Extract the whole listing as it stands. Do not include the pictures.

▶ Source data:
** Start **
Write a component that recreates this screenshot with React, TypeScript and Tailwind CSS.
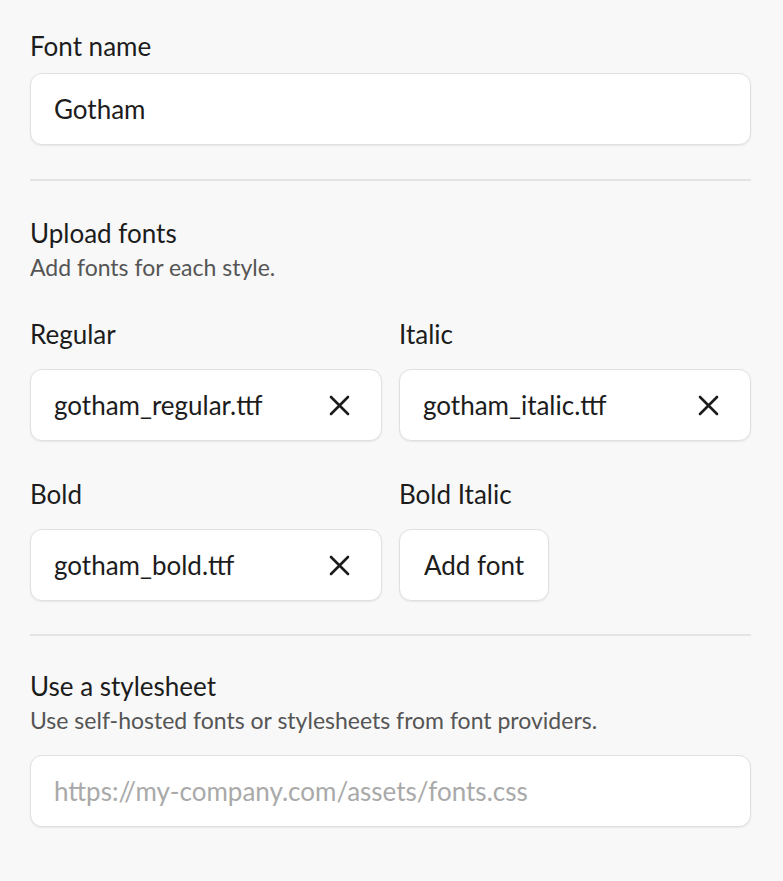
import { useState } from 'react'

interface FontSlot {
  label: string
  file: string | null
}

function RemoveIcon() {
  return (
    <svg width="21" height="21" viewBox="0 0 21 21" fill="none" aria-hidden="true">
      <path d="M2 2L19 19M19 2L2 19" stroke="#1c1c1c" strokeWidth="2.6" strokeLinecap="round" />
    </svg>
  )
}

function Divider({ className }: { className: string }) {
  return <div className={`h-[2px] w-full bg-[#e4e4e4] ${className}`} />
}

const boxClass =
  'h-[72px] rounded-[12px] border border-[#e0e0e0] bg-white shadow-[0_1px_2px_rgba(0,0,0,0.07)]'

export default function App() {
  const [fontName, setFontName] = useState('Gotham')
  const [url, setUrl] = useState('')
  const [slots, setSlots] = useState<FontSlot[]>([
    { label: 'Regular', file: 'gotham_regular.ttf' },
    { label: 'Italic', file: 'gotham_italic.ttf' },
    { label: 'Bold', file: 'gotham_bold.ttf' },
    { label: 'Bold Italic', file: null },
  ])

  const removeFile = (index: number) => {
    setSlots(prev => prev.map((s, i) => (i === index ? { ...s, file: null } : s)))
  }

  return (
    <div
      className="min-h-[881px] w-full bg-[#f8f8f8] pl-[30px] pr-[32px] pt-[30px] text-[#1c1c1c]"
      style={{ fontFamily: 'Lato, "Noto Sans", sans-serif' }}
    >
      <label className="block text-[26px] leading-[32px]">Font name</label>
      <input
        value={fontName}
        onChange={e => setFontName(e.target.value)}
        className={`${boxClass} mt-[11px] block w-full pl-[23px] text-[26px] outline-none`}
      />

      <Divider className="mt-[34px]" />

      <h2 className="mt-[36px] text-[26px] leading-[32px]">Upload fonts</h2>
      <p className="mt-[4px] text-[23px] leading-[28px] text-[#555555]">Add fonts for each style.</p>

      <div className="mt-[37px] grid grid-cols-2 gap-x-[17px] gap-y-[37px]">
        {slots.map((slot, i) => (
          <div key={slot.label} className="flex flex-col">
            <span className="text-[26px] leading-[32px]">{slot.label}</span>
            {slot.file ? (
              <div className={`${boxClass} mt-[19px] flex items-center justify-between pl-[23px] pr-[31px]`}>
                <span className="text-[26px]">{slot.file}</span>
                <button onClick={() => removeFile(i)} className="flex items-center">
                  <RemoveIcon />
                </button>
              </div>
            ) : (
              <button className={`${boxClass} mt-[19px] w-[150px] text-[26px]`}>Add font</button>
            )}
          </div>
        ))}
      </div>

      <Divider className="mt-[33px]" />

      <h2 className="mt-[34px] text-[26px] leading-[32px]">Use a stylesheet</h2>
      <p className="mt-[4px] text-[23px] leading-[28px] text-[#555555]">
        Use self-hosted fonts or stylesheets from font providers.
      </p>
      <input
        value={url}
        onChange={e => setUrl(e.target.value)}
        placeholder="https://my-company.com/assets/fonts.css"
        className={`${boxClass} mt-[21px] block w-full pl-[23px] text-[26px] outline-none placeholder:text-[#a9a9a9]`}
      />
    </div>
  )
}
** End **
▶ Written response:
Write a component that recreates this screenshot with React, TypeScript and Tailwind CSS.
import { useState } from 'react'

interface FontSlot {
  label: string
  file: string | null
}

function RemoveIcon() {
  return (
    <svg width="21" height="21" viewBox="0 0 21 21" fill="none" aria-hidden="true">
      <path d="M2 2L19 19M19 2L2 19" stroke="#1c1c1c" strokeWidth="2.6" strokeLinecap="round" />
    </svg>
  )
}

function Divider({ className }: { className: string }) {
  return <div className={`h-[2px] w-full bg-[#e4e4e4] ${className}`} />
}

const boxClass =
  'h-[72px] rounded-[12px] border border-[#e0e0e0] bg-white shadow-[0_1px_2px_rgba(0,0,0,0.07)]'

export default function App() {
  const [fontName, setFontName] = useState('Gotham')
  const [url, setUrl] = useState('')
  const [slots, setSlots] = useState<FontSlot[]>([
    { label: 'Regular', file: 'gotham_regular.ttf' },
    { label: 'Italic', file: 'gotham_italic.ttf' },
    { label: 'Bold', file: 'gotham_bold.ttf' },
    { label: 'Bold Italic', file: null },
  ])

  const removeFile = (index: number) => {
    setSlots(prev => prev.map((s, i) => (i === index ? { ...s, file: null } : s)))
  }

  return (
    <div
      className="min-h-[881px] w-full bg-[#f8f8f8] pl-[30px] pr-[32px] pt-[30px] text-[#1c1c1c]"
      style={{ fontFamily: 'Lato, "Noto Sans", sans-serif' }}
    >
      <label className="block text-[26px] leading-[32px]">Font name</label>
      <input
        value={fontName}
        onChange={e => setFontName(e.target.value)}
        className={`${boxClass} mt-[11px] block w-full pl-[23px] text-[26px] outline-none`}
      />

      <Divider className="mt-[34px]" />

      <h2 className="mt-[36px] text-[26px] leading-[32px]">Upload fonts</h2>
      <p className="mt-[4px] text-[23px] leading-[28px] text-[#555555]">Add fonts for each style.</p>

      <div className="mt-[37px] grid grid-cols-2 gap-x-[17px] gap-y-[37px]">
        {slots.map((slot, i) => (
          <div key={slot.label} className="flex flex-col">
            <span className="text-[26px] leading-[32px]">{slot.label}</span>
            {slot.file ? (
              <div className={`${boxClass} mt-[19px] flex items-center justify-between pl-[23px] pr-[31px]`}>
                <span className="text-[26px]">{slot.file}</span>
                <button onClick={() => removeFile(i)} className="flex items-center">
                  <RemoveIcon />
                </button>
              </div>
            ) : (
              <button className={`${boxClass} mt-[19px] w-[150px] text-[26px]`}>Add font</button>
            )}
          </div>
        ))}
      </div>

      <Divider className="mt-[33px]" />

      <h2 className="mt-[34px] text-[26px] leading-[32px]">Use a stylesheet</h2>
      <p className="mt-[4px] text-[23px] leading-[28px] text-[#555555]">
        Use self-hosted fonts or stylesheets from font providers.
      </p>
      <input
        value={url}
        onChange={e => setUrl(e.target.value)}
        placeholder="https://my-company.com/assets/fonts.css"
        className={`${boxClass} mt-[21px] block w-full pl-[23px] text-[26px] outline-none placeholder:text-[#a9a9a9]`}
      />
    </div>
  )
}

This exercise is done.